La France est le premier pays au monde à vouloir instaurer une taxe spécifique sur la « fast fashion » – au prix de certaines approximations sur ce que recouvre cette notion. À première vue, les objectifs affichés sont louables : limiter la pollution associée à l’industrie textile, responsable de 10 % des émissions de gaz à effet de serre mondiales, inciter à de nouveaux modèles de consommation, freiner les achats compulsifs ou encore protéger les acteurs locaux face à des mastodontes étrangers…


Mais, ici encore, l’enfer est pavé de bonnes intentions : une telle taxe risque avant tout de grever davantage le budget des ménages, déjà contraint par l’inflation, tout en étouffant dans l’œuf toute tentative d’aggiornamento de ces enseignes.

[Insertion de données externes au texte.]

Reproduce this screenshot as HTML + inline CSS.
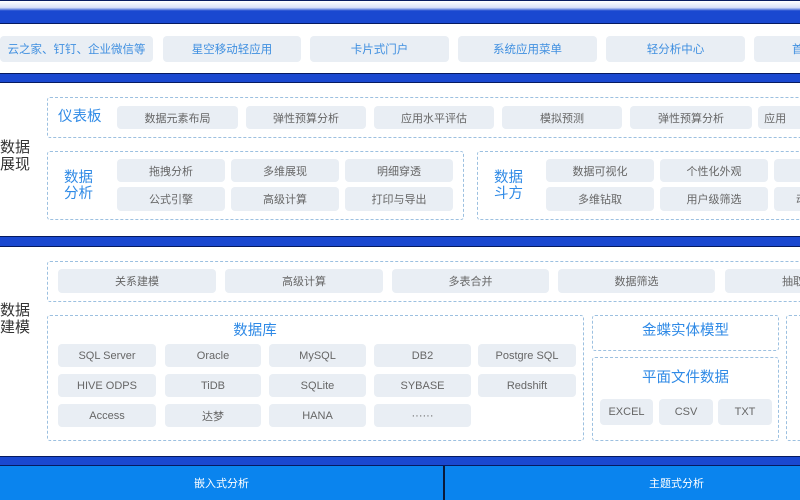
<!DOCTYPE html>
<html><head><meta charset="utf-8"><style>
*{margin:0;padding:0;box-sizing:border-box}
body{width:800px;height:500px;overflow:hidden;background:#fff;position:relative;font-family:"Liberation Sans","Noto Sans CJK SC",sans-serif}
.a{position:absolute}
.band{position:absolute;left:0;width:800px;background:#1a48d0;border-top:1px solid #061a60;border-bottom:1px solid #061a60}
.chip{position:absolute;background:#e9eef4;border-radius:4px;color:#666;font-size:11px;display:flex;align-items:center;justify-content:center;white-space:nowrap;overflow:hidden}
.top{color:#3f8fe0;font-size:11.5px;height:26px;top:36px}
.box{position:absolute;border:1px dashed #9cc0e0;border-radius:3px}
.bl{color:#2f8ae6;font-size:14.5px;position:absolute;line-height:16px}
.lab{position:absolute;left:0;font-size:15px;color:#333;line-height:17px}
</style></head><body>
<div class="band" style="top:0;height:24px;background:linear-gradient(#fff 0,#d8e0f8 30%,#1a48d0 45%,#1a48d0)"></div>
<div class="chip top" style="left:0;width:153px">云之家、钉钉、企业微信等</div>
<div class="chip top" style="left:163px;width:138px">星空移动轻应用</div>
<div class="chip top" style="left:310px;width:139px">卡片式门户</div>
<div class="chip top" style="left:458px;width:139px">系统应用菜单</div>
<div class="chip top" style="left:606px;width:139px">轻分析中心</div>
<div class="chip top" style="left:754px;width:60px;justify-content:flex-start;padding-left:38px">首页</div>
<div class="band" style="top:73px;height:10px"></div>

<div class="lab" style="top:139px">数据<br>展现</div>
<div class="box" style="left:47px;top:97px;width:770px;height:41px"></div>
<div class="bl" style="left:58px;top:109px">仪表板</div>
<div class="chip" style="left:117px;top:106px;width:121px;height:23px">数据元素布局</div>
<div class="chip" style="left:246px;top:106px;width:120px;height:23px">弹性预算分析</div>
<div class="chip" style="left:374px;top:106px;width:120px;height:23px">应用水平评估</div>
<div class="chip" style="left:502px;top:106px;width:120px;height:23px">模拟预测</div>
<div class="chip" style="left:630px;top:106px;width:122px;height:23px">弹性预算分析</div>
<div class="chip" style="left:758px;top:106px;width:60px;height:23px;justify-content:flex-start;padding-left:0">&nbsp;&nbsp;应用</div>

<div class="box" style="left:47px;top:151px;width:417px;height:69px"></div>
<div class="bl" style="left:64px;top:170px">数据<br>分析</div>
<div class="chip" style="left:117px;top:159px;width:108px;height:23px">拖拽分析</div>
<div class="chip" style="left:231px;top:159px;width:108px;height:23px">多维展现</div>
<div class="chip" style="left:345px;top:159px;width:108px;height:23px">明细穿透</div>
<div class="chip" style="left:117px;top:187px;width:108px;height:24px">公式引擎</div>
<div class="chip" style="left:231px;top:187px;width:108px;height:24px">高级计算</div>
<div class="chip" style="left:345px;top:187px;width:108px;height:24px">打印与导出</div>
<div class="box" style="left:477px;top:151px;width:340px;height:69px"></div>
<div class="bl" style="left:494px;top:170px">数据<br>斗方</div>
<div class="chip" style="left:546px;top:159px;width:108px;height:23px">数据可视化</div>
<div class="chip" style="left:660px;top:159px;width:108px;height:23px">个性化外观</div>
<div class="chip" style="left:774px;top:159px;width:40px;height:23px"></div>
<div class="chip" style="left:546px;top:187px;width:108px;height:24px">多维钻取</div>
<div class="chip" style="left:660px;top:187px;width:108px;height:24px">用户级筛选</div>
<div class="chip" style="left:774px;top:187px;width:40px;height:24px;justify-content:flex-start;padding-left:22px">动</div>
<div class="band" style="top:236px;height:11px"></div>

<div class="lab" style="top:302px">数据<br>建模</div>
<div class="box" style="left:47px;top:261px;width:770px;height:41px"></div>
<div class="chip" style="left:58px;top:269px;width:158px;height:24px">关系建模</div>
<div class="chip" style="left:225px;top:269px;width:158px;height:24px">高级计算</div>
<div class="chip" style="left:392px;top:269px;width:157px;height:24px">多表合并</div>
<div class="chip" style="left:558px;top:269px;width:157px;height:24px">数据筛选</div>
<div class="chip" style="left:725px;top:269px;width:90px;height:24px;justify-content:flex-start;padding-left:57px">抽取</div>

<div class="box" style="left:47px;top:315px;width:537px;height:126px"></div>
<div class="bl" style="left:205px;top:323px;width:100px;text-align:center">数据库</div>
<div class="chip" style="left:58px;top:344px;width:98px;height:23px">SQL Server</div>
<div class="chip" style="left:165px;top:344px;width:96px;height:23px">Oracle</div>
<div class="chip" style="left:269px;top:344px;width:97px;height:23px">MySQL</div>
<div class="chip" style="left:374px;top:344px;width:97px;height:23px">DB2</div>
<div class="chip" style="left:478px;top:344px;width:98px;height:23px">Postgre SQL</div>
<div class="chip" style="left:58px;top:374px;width:98px;height:23px">HIVE ODPS</div>
<div class="chip" style="left:165px;top:374px;width:96px;height:23px">TiDB</div>
<div class="chip" style="left:269px;top:374px;width:97px;height:23px">SQLite</div>
<div class="chip" style="left:374px;top:374px;width:97px;height:23px">SYBASE</div>
<div class="chip" style="left:478px;top:374px;width:98px;height:23px">Redshift</div>
<div class="chip" style="left:58px;top:404px;width:98px;height:23px">Access</div>
<div class="chip" style="left:165px;top:404px;width:96px;height:23px">达梦</div>
<div class="chip" style="left:269px;top:404px;width:97px;height:23px">HANA</div>
<div class="chip" style="left:374px;top:404px;width:97px;height:23px">······</div>

<div class="box" style="left:592px;top:315px;width:187px;height:36px"></div>
<div class="bl" style="left:592px;top:323px;width:187px;text-align:center">金蝶实体模型</div>
<div class="box" style="left:592px;top:357px;width:187px;height:84px"></div>
<div class="bl" style="left:592px;top:370px;width:187px;text-align:center">平面文件数据</div>
<div class="chip" style="left:600px;top:399px;width:53px;height:26px">EXCEL</div>
<div class="chip" style="left:659px;top:399px;width:54px;height:26px">CSV</div>
<div class="chip" style="left:718px;top:399px;width:54px;height:26px">TXT</div>
<div class="box" style="left:786px;top:315px;width:40px;height:126px"></div>

<div class="band" style="top:456px;height:10px"></div>
<div class="a" style="left:0;top:466px;width:800px;height:34px;background:#0a84ee"></div>
<div class="a" style="left:0;top:475px;width:443px;text-align:center;color:#fff;font-size:11px">嵌入式分析</div>
<div class="a" style="left:443px;top:475px;width:467px;text-align:center;color:#fff;font-size:11px">主题式分析</div>
<div class="a" style="left:443px;top:466px;width:2px;height:34px;background:#0a1a3a"></div>
</body></html>
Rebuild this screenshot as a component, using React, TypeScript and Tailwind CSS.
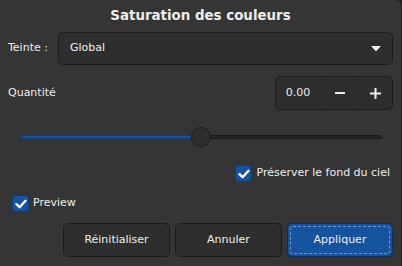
import React from "react"

const font = { fontFamily: '"DejaVu Sans", sans-serif' }

function Check() {
  return (
    <span className="flex h-[17px] w-[17px] items-center justify-center rounded-[3px] border border-[#0f3b71] bg-[#15539e]">
      <svg width="12" height="10" viewBox="0 0 12 10">
        <path d="M1.5 5.2 L4.6 8.2 L10.5 1.8" fill="none" stroke="#ffffff" strokeWidth="2.4" strokeLinecap="round" strokeLinejoin="round" />
      </svg>
    </span>
  )
}

export default function App() {
  return (
    <div className="w-[402px] h-[266px] bg-[#232323] select-none" style={font}>
      <div className="flex h-full flex-col rounded-tr-[7px] border-r border-[#1f1f1f] bg-[#353535] pl-[8px] pr-[8px] text-[11px] text-[#eeeeec]">
        {/* Title */}
        <div className="flex h-[32px] items-center justify-center text-[13.4px] font-bold">
          Saturation des couleurs
        </div>

        {/* Teinte */}
        <div className="flex items-center">
          <span className="w-[50px]">Teinte :</span>
          <div className="flex h-[33px] flex-1 items-center justify-between rounded-[5px] border border-[#1c1c1c] bg-[#2e2e2e] pl-[11px] pr-[11px]">
            <span>Global</span>
            <svg width="10" height="6" viewBox="0 0 10 6">
              <path d="M0 0 H10 L5 5.5 Z" fill="#eeeeec" />
            </svg>
          </div>
        </div>

        {/* Quantité */}
        <div className="mt-[11px] flex items-center justify-between">
          <span>Quantité</span>
          <div className="flex h-[34px] w-[118px] rounded-[5px] border border-[#1c1c1c] bg-[#2e2e2e]">
            <div className="flex w-[46px] items-center justify-center pr-[2px]">0.00</div>
            <div className="flex w-[35px] items-center justify-center border-l border-[#262626]">
              <svg width="10" height="10" viewBox="0 0 10 10">
                <path d="M0 5 H10" stroke="#eeeeec" strokeWidth="2" />
              </svg>
            </div>
            <div className="flex flex-1 items-center justify-center border-l border-[#262626]">
              <svg width="11" height="11" viewBox="0 0 11 11">
                <path d="M0 5.5 H11 M5.5 0 V11" stroke="#eeeeec" strokeWidth="2" />
              </svg>
            </div>
          </div>
        </div>

        {/* Slider */}
        <div className="mt-[16px] flex h-[22px] items-center pl-[12px] pr-[11px]">
          <div className="h-[4px] w-[172px] rounded-l-full border border-[#0f3b71] bg-[#15539e]" />
          <div className="-mx-[1px] h-[20px] w-[20px] shrink-0 rounded-full border border-[#1a1a1a] bg-[#2e2e2e]" />
          <div className="h-[4px] flex-1 rounded-r-full border border-[#1c1c1c] bg-[#262626]" />
        </div>

        {/* Préserver */}
        <div className="mt-[17px] flex items-center justify-end gap-[4px] pr-[3px]">
          <Check />
          <span>Préserver le fond du ciel</span>
        </div>

        {/* Preview */}
        <div className="mt-[13px] flex items-center gap-[4px] pl-[4px]">
          <Check />
          <span>Preview</span>
        </div>

        {/* Buttons */}
        <div className="mt-[11px] flex justify-end gap-[5px]">
          <button className="h-[34px] w-[107px] rounded-[5px] border border-[#1c1c1c] bg-[#2e2e2e]">Réinitialiser</button>
          <button className="h-[34px] w-[107px] rounded-[5px] border border-[#1c1c1c] bg-[#2e2e2e]">Annuler</button>
          <button className="h-[34px] w-[106px] rounded-[5px] border border-[#0b2e58] bg-[#15539e] p-[2px]">
            <span className="flex h-full w-full items-center justify-center rounded-[3px] border border-dashed border-[#6f9bd4]">
              Appliquer
            </span>
          </button>
        </div>
      </div>
    </div>
  )
}
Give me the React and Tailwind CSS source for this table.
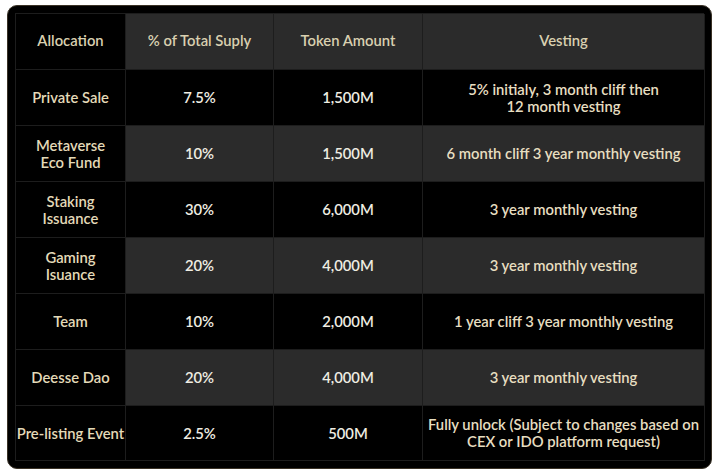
import React from "react";

const rows = [
  { name: ["Private Sale"], pct: "7.5%", amount: "1,500M", vesting: ["5% initialy, 3 month cliff then", "12 month vesting"] },
  { name: ["Metaverse", "Eco Fund"], pct: "10%", amount: "1,500M", vesting: ["6 month cliff 3 year monthly vesting"] },
  { name: ["Staking", "Issuance"], pct: "30%", amount: "6,000M", vesting: ["3 year monthly vesting"] },
  { name: ["Gaming", "Isuance"], pct: "20%", amount: "4,000M", vesting: ["3 year monthly vesting"] },
  { name: ["Team"], pct: "10%", amount: "2,000M", vesting: ["1 year cliff 3 year monthly vesting"] },
  { name: ["Deesse Dao"], pct: "20%", amount: "4,000M", vesting: ["3 year monthly vesting"] },
  { name: ["Pre-listing Event"], pct: "2.5%", amount: "500M", vesting: ["Fully unlock (Subject to changes based on", "CEX or IDO platform request)"] },
];

function Cell({ lines, className = "" }) {
  return (
    <div className={"flex flex-col items-center justify-center border-r border-b border-[#1d1d1d] text-center leading-[17px] " + className}>
      {lines.map((l, i) => (
        <span key={i}>{l}</span>
      ))}
    </div>
  );
}

export default function App() {
  return (
    <div className="min-h-screen bg-white pl-[7px] pt-[5px]" style={{ fontFamily: "Lato, 'Open Sans', sans-serif" }}>
      <div className="w-[705px] rounded-[10px] border border-[#3a3226] bg-black p-[7px]">
        <div className="grid grid-cols-[110px_148px_149px_282px] grid-rows-[56px_56px_56px_56px_56px_56px_56px_55px] border-l border-t border-[#1d1d1d] text-[14.8px] font-semibold">
          <Cell lines={["Allocation"]} className="bg-black pb-[3px] text-[#d9d0b0]" />
          <Cell lines={["% of Total Suply"]} className="bg-[#2b2b2b] pb-[3px] text-[#d9d0b0]" />
          <Cell lines={["Token Amount"]} className="bg-[#2b2b2b] pb-[3px] text-[#d9d0b0]" />
          <Cell lines={["Vesting"]} className="bg-[#2b2b2b] pb-[3px] text-[#d9d0b0]" />
          {rows.map((r, i) => {
            const bg = i % 2 === 1 ? "bg-[#2b2b2b]" : "bg-black";
            return (
              <React.Fragment key={i}>
                <Cell lines={r.name} className="bg-black text-[#e4dab8]" />
                <Cell lines={[r.pct]} className={bg + " text-[#efede2]"} />
                <Cell lines={[r.amount]} className={bg + " text-[#efede2]"} />
                <Cell lines={r.vesting} className={bg + " text-[#e7dec0]"} />
              </React.Fragment>
            );
          })}
        </div>
      </div>
    </div>
  );
}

Taxation punitive, le retour

Ces dernières années, les classes moyennes et populaires européennes ont été confrontées à une forte inflation, touchant notamment les besoins primaires des ménages (alimentation, habitation, énergie), et affectant les salaires qui stagnent et sont inadaptés aux coûts de la vie. Conséquences directes : une érosion du pouvoir d’achat et des difficultés à maintenir un niveau de vie correct. Ce contexte a fait émerger de nouvelles plateformes de vêtements en ligne à bas prix comme Shein ou Temu, qui se sont imposées comme une véritable alternative économique, alors que les ménages ont dû réorienter leurs choix de consommation.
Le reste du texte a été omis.